■ **Task brief**: Take each line that has the word "React" and return it.

■ **Provided material**:
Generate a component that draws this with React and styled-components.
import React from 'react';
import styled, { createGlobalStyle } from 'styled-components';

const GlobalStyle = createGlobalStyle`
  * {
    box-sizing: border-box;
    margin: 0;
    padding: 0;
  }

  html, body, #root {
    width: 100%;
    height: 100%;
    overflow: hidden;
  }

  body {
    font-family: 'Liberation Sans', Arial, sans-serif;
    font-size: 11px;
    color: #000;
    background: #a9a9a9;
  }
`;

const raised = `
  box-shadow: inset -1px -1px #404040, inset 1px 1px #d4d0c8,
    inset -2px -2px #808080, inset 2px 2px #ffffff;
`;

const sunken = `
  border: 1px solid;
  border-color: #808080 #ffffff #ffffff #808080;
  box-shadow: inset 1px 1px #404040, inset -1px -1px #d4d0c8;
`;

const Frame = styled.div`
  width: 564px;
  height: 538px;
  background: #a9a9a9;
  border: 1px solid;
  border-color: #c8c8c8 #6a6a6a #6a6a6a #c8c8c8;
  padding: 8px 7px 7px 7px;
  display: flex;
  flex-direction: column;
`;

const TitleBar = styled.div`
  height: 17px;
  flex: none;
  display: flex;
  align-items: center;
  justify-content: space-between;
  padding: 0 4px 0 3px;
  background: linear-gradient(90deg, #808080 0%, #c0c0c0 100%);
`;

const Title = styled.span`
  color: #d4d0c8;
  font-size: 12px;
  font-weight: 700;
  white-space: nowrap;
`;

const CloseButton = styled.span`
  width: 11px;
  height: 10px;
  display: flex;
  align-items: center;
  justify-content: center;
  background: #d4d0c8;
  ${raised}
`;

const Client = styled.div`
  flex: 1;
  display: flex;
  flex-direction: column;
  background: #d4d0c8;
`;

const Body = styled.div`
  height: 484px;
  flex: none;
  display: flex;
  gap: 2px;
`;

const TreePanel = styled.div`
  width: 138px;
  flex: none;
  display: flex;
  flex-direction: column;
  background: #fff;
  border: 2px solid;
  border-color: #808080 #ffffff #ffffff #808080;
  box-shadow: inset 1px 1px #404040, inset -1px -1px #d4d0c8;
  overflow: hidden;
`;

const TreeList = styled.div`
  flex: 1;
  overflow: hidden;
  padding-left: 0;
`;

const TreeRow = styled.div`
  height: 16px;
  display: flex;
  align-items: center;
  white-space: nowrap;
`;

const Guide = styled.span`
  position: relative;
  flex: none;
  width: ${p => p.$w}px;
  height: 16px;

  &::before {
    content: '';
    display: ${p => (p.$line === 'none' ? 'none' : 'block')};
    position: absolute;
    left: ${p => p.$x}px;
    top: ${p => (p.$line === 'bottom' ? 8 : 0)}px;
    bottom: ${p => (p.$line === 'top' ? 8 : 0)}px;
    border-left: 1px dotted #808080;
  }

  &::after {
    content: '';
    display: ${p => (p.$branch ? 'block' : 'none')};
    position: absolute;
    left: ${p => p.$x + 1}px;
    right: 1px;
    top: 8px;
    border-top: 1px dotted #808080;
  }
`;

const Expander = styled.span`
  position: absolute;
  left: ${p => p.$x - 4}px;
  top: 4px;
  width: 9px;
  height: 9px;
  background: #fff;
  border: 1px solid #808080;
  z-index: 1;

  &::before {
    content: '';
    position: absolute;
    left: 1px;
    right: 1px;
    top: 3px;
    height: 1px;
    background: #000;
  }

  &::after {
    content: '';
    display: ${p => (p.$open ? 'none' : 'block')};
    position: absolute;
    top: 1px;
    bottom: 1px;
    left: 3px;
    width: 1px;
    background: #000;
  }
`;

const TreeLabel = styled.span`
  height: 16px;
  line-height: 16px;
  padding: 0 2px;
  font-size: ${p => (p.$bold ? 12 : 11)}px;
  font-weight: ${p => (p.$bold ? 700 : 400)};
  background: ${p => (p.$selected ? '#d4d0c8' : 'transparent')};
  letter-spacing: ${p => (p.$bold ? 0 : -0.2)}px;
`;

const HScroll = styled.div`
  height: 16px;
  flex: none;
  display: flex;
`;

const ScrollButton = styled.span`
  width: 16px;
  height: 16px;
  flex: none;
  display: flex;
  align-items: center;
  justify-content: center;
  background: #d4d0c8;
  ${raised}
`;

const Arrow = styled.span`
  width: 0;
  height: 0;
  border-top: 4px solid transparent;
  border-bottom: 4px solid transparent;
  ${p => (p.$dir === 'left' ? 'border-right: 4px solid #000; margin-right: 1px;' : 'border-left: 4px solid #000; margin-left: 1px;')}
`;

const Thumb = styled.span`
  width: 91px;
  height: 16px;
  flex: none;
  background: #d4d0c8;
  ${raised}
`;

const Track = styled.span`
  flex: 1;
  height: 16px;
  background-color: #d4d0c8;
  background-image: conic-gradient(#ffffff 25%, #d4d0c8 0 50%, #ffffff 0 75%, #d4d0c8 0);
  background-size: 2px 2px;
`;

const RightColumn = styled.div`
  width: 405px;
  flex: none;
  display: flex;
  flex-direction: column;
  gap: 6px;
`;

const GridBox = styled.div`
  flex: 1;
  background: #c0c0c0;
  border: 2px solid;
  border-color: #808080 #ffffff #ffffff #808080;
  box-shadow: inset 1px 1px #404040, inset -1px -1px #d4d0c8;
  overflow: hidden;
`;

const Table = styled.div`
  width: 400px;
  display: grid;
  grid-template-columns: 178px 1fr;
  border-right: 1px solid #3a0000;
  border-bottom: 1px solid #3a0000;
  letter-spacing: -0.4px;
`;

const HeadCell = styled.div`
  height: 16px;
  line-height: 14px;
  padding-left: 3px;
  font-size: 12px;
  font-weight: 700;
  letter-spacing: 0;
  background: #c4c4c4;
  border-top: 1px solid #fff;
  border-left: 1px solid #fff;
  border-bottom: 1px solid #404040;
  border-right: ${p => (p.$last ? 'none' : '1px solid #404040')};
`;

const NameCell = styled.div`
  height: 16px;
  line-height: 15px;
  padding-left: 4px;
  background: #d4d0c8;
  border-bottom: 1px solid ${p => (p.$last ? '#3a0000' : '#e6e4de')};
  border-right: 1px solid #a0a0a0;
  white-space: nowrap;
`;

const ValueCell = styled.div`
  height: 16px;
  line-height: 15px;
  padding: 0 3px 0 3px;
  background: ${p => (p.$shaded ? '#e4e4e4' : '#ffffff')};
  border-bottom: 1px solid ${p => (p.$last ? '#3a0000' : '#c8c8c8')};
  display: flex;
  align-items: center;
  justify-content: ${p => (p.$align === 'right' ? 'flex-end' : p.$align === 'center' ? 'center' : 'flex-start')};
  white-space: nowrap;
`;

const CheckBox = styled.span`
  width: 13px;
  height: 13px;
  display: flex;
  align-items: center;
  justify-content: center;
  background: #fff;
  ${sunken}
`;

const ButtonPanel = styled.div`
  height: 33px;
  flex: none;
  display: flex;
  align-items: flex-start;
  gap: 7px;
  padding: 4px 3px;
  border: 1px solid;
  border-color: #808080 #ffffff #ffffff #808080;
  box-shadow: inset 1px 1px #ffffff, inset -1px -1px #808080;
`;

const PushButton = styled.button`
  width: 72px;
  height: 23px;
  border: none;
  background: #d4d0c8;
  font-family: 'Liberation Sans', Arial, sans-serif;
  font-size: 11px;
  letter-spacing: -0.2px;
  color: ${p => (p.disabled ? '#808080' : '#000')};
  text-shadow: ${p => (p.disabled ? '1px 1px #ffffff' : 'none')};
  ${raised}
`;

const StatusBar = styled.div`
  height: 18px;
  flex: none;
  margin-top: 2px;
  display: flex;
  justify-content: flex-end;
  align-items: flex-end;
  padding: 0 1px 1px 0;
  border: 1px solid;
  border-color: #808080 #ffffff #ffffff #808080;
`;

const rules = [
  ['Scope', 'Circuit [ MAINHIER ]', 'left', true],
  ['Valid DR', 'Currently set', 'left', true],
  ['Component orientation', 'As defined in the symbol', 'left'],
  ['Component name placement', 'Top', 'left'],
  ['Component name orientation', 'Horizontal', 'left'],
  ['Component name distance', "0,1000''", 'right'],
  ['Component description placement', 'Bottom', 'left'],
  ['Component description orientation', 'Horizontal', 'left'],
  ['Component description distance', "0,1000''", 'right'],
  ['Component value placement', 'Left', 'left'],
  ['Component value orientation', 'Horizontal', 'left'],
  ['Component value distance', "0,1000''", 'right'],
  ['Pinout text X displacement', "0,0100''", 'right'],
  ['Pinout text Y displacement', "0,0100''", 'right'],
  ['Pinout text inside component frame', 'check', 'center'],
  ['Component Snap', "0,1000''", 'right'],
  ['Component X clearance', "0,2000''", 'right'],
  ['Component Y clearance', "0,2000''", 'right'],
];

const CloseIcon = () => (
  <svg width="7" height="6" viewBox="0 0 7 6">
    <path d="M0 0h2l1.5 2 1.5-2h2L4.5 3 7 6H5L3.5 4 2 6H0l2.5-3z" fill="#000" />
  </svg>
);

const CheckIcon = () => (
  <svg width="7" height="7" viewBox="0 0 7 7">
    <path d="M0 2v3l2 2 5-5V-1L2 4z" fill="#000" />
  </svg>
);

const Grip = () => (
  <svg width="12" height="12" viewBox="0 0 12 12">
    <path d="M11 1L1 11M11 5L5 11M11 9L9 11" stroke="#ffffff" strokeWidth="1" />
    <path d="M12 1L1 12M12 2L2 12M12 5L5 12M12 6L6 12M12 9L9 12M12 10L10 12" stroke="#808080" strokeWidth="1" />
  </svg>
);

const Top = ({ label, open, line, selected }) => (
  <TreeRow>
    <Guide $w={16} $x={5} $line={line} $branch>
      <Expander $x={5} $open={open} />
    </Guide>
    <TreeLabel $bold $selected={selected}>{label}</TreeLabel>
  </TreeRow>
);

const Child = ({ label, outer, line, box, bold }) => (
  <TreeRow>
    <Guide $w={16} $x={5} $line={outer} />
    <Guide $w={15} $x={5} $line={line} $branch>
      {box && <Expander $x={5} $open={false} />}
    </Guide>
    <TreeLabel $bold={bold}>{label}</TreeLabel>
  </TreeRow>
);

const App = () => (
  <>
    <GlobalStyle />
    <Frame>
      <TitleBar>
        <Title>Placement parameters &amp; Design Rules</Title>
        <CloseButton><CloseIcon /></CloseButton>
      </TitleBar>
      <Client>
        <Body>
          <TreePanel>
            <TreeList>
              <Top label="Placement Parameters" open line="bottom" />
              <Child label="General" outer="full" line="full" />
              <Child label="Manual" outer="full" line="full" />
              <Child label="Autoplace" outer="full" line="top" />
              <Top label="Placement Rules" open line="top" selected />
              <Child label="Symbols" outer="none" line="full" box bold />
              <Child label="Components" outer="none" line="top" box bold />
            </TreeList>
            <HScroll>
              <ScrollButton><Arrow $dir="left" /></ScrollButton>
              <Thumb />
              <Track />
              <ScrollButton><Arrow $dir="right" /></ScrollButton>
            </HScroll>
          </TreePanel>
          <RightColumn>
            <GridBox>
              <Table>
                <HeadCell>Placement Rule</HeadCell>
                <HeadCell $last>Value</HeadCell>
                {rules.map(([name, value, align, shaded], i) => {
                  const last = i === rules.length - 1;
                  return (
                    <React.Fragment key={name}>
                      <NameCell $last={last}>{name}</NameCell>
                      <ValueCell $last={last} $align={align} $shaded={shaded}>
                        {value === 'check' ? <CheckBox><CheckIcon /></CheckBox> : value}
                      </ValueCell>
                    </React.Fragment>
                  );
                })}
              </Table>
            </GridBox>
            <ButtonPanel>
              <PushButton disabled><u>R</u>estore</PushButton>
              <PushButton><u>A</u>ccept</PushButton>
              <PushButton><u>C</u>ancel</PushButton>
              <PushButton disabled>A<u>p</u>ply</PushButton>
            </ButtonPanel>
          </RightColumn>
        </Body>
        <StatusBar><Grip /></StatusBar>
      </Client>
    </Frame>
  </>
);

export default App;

■ **Completed task**:
Generate a component that draws this with React and styled-components.
import React from 'react';
                    <React.Fragment key={name}>
                    </React.Fragment>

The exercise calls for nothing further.